I’m checking my iPhone mile counter and it says I have walked 7.7 (almost 8) miles today. Only 7.7?!! 4 of that was down a very treacherous descent from my lodging. Oh well. It sure feels like more.
Last night: You never know, when you book in bunks who will be sharing your room. In my case: 2 men from Germany and a young man from Holland.
I still wasn’t feeling well last night, so was unable to enjoy the wild boar (seriously) meat goulash served with fries that the host fed us. The young (20 yr old) Dutch man said, “I can help you eat!” So he ate his and my wild boar and dessert (flan). The host brewed some chamomile tea for me, and I hit the sack. I’m better today.
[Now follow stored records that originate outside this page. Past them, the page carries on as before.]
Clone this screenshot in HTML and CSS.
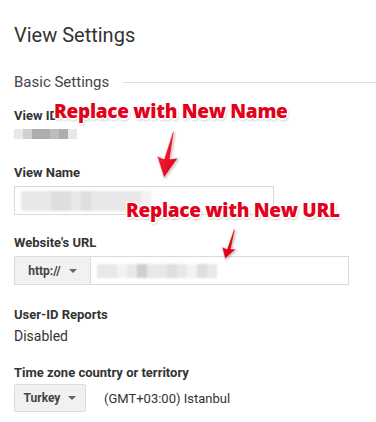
FILE: index.html
```html
<!DOCTYPE html>
<html lang="en">
<head>
<meta charset="UTF-8">
<title>View Settings</title>
<link rel="stylesheet" href="styles.css">
</head>
<body>

<div class="page">
    <h1 class="title">View Settings</h1>

    <div class="section-head">
        <span>Basic Settings</span>
        <div class="rule"></div>
    </div>

    <div class="field">
        <div class="label">View ID</div>
        <div class="pixels id-blur">
            <span class="p1"></span><span class="p3"></span><span class="p5"></span><span class="p5"></span><span class="p4"></span><span class="p5"></span><span class="p1"></span>
        </div>
    </div>

    <div class="field field-name">
        <div class="label">View Name</div>
        <div class="input name-input">
            <div class="pixels name-blur">
                <span class="p1"></span><span class="p1"></span><span class="p1"></span><span class="p2"></span><span class="p2"></span><span class="p1"></span><span class="p2"></span><span class="p1"></span><span class="p1"></span><span class="p1"></span><span class="p1"></span><span class="p1"></span><span class="p0"></span>
            </div>
        </div>
    </div>

    <div class="field">
        <div class="label">Website's URL</div>
        <div class="url-row">
            <div class="select">http:// <span class="caret"></span></div>
            <div class="input url-input">
                <div class="pixels url-blur">
                    <span class="p1"></span><span class="p1"></span><span class="p0"></span><span class="p1"></span><span class="p3"></span><span class="p1"></span><span class="p1"></span><span class="p2"></span><span class="p1"></span><span class="p0"></span><span class="p2"></span><span class="p1"></span>
                </div>
            </div>
        </div>
    </div>

    <div class="field field-user">
        <div class="label label-tight">User-ID Reports</div>
        <div class="value">Disabled</div>
    </div>

    <div class="field">
        <div class="label label-tz">Time zone country or territory</div>
        <div class="tz-row">
            <div class="select select-small">Turkey <span class="caret"></span></div>
            <span class="tz-name">(GMT+03:00) Istanbul</span>
        </div>
    </div>
</div>

<!-- annotations drawn over the screenshot -->
<div class="note note-name">Replace with New Name</div>
<div class="note note-url">Replace with New URL</div>

<svg class="arrow arrow-name" width="36" height="56" viewBox="0 0 36 56">
    <defs>
        <linearGradient id="redGrad" x1="0" y1="0" x2="1" y2="1">
            <stop offset="0" stop-color="#ff2a3c"/>
            <stop offset="1" stop-color="#d6001a"/>
        </linearGradient>
    </defs>
    <polygon points="23,3 24,4 20,31 28,30 14,50 7,28 14,31" fill="url(#redGrad)" stroke="#fff" stroke-width="0.6"/>
</svg>

<svg class="arrow arrow-url" width="26" height="36" viewBox="0 0 26 36">
    <polygon points="19,3 20,4 16,23 21,23 10,33 7,21 12,23" fill="#e3001b" stroke="#fff" stroke-width="0.5"/>
</svg>

</body>
</html>
```

FILE: styles.css
```css
body {
    margin: 0;
    background-color: #fff;
    font-family: Roboto, "Liberation Sans", sans-serif;
    color: #333;
    overflow: hidden;
}
.page {
    padding: 23px 0 0 14px;
}
.title {
    margin: 0;
    font-size: 20px;
    font-weight: 400;
    line-height: 24px;
    color: #333;
}
.section-head {
    display: flex;
    align-items: center;
    margin-top: 25px;
    font-size: 15px;
    line-height: 20px;
    color: #444;
}
.rule {
    flex: 1;
    height: 1px;
    margin-left: 14px;
    background-color: #ddd;
}
.field {
    margin-top: 16px;
}
.field + .field {
    margin-top: 20px;
}
.field-name {
    margin-top: 26px !important;
}
.field-user {
    margin-top: 22px !important;
}
.label {
    font-size: 13px;
    font-weight: 700;
    line-height: 16px;
    color: #333;
    margin-bottom: 5px;
}
.label-tight {
    margin-bottom: 4px;
}
.label-tz {
    margin-bottom: 3px;
}
.value {
    font-size: 14px;
    line-height: 18px;
    color: #333;
}
.pixels {
    display: flex;
}
.pixels span {
    width: 10px;
    height: 10px;
}
.p0 { background-color: #f3f3f3; }
.p1 { background-color: #e8e8e8; }
.p2 { background-color: #dedede; }
.p3 { background-color: #cfcfcf; }
.p4 { background-color: #bdbdbd; }
.p5 { background-color: #adadad; }
.id-blur {
    margin-top: 4px;
    height: 10px;
    filter: blur(0.6px);
}
.id-blur span {
    width: 9px;
}
.input {
    box-sizing: border-box;
    height: 29px;
    border: 1px solid #d9d9d9;
    background-color: #fff;
    display: flex;
    align-items: center;
}
.name-input {
    width: 260px;
    padding-left: 6px;
}
.name-blur span {
    height: 20px;
}
.name-blur {
    filter: blur(1px);
}
.url-row,
.tz-row {
    display: flex;
    align-items: center;
}
.select {
    box-sizing: border-box;
    height: 29px;
    display: flex;
    align-items: center;
    justify-content: center;
    gap: 8px;
    width: 77px;
    border: 1px solid #dcdcdc;
    background-color: #f1f1f1;
    font-size: 12px;
    font-weight: 700;
    color: #444;
}
.select-small {
    width: 72px;
    height: 28px;
    border-radius: 2px;
}
.caret {
    width: 0;
    height: 0;
    border-left: 4px solid transparent;
    border-right: 4px solid transparent;
    border-top: 4px solid #666;
}
.url-input {
    width: 258px;
    border-left: 0;
    padding-left: 6px;
}
.url-blur span {
    height: 14px;
}
.url-blur {
    filter: blur(1px);
}
.tz-name {
    margin-left: 18px;
    font-size: 13px;
    color: #333;
}
.note {
    position: absolute;
    font-family: "Open Sans", "DejaVu Sans", sans-serif;
    font-weight: 800;
    font-size: 19px;
    line-height: 24px;
    letter-spacing: -0.3px;
    color: #e2001a;
    white-space: nowrap;
    text-shadow:
        -1px -1px 0 #fff, 1px -1px 0 #fff, -1px 1px 0 #fff, 1px 1px 0 #fff,
        0 -1.5px 0 #fff, 0 1.5px 0 #fff, -1.5px 0 0 #fff, 1.5px 0 0 #fff,
        1px 2px 3px rgba(0, 0, 0, 0.35);
}
.note-name {
    left: 54px;
    top: 99px;
}
.note-url {
    left: 126px;
    top: 198px;
}
.arrow {
    position: absolute;
    filter: drop-shadow(1px 1px 1px rgba(0, 0, 0, 0.25));
}
.arrow-name {
    left: 150px;
    top: 128px;
}
.arrow-url {
    left: 215px;
    top: 226px;
}
```
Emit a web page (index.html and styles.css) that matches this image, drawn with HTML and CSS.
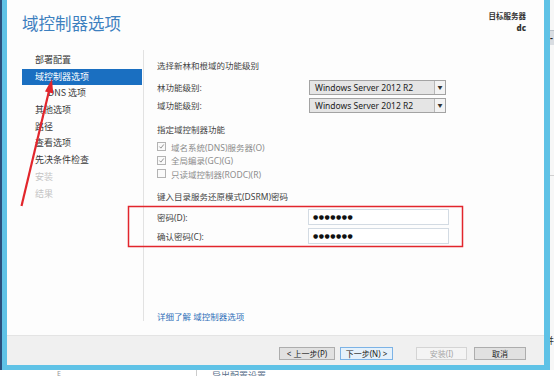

I set out at 7:30 with the roosters crowing and milk cows with their bells ringing as they pulled on the grasses.I had to walk a very steep trail down. It turned out to be like a 4-wheeler (ATV) trail with loose rocks. I stopped to take a picture of where I was headed:
after an hour or so, I stopped at a truck stop to order breakfast. The waitresses were so rude it was hysterical–didn’t offend me at all. They were rude to everyone, so…
I loved the animals in the fields:
and one sheep dog sat with his back to the sheep acting like he’d love to join me. He was so big and handsome.
As I walked further into the valley, I took shots of places to stay (in case I’m ever back this way).
At this bakery, a professional photographer was taking pictures of the establishment. I walked past and he screeched and grabbed me. I jerked away and backed up. Somebody said, “No, no senora, he only loves your backpack and wants to take a photo. I obliged, turning my back while he snapped away. I told the translator to tell him that the woman on my pack was my mother, now gone. He was very emotional then.
As I walked away, I said out loud, “Well Momma, you got your picture taken. He thought you were beautiful.” It made me happy.
Now I am safely tucked into a beautiful little place at the foot of the mountain I must climb tomorrow. I think I’ll have spaghetti tonight.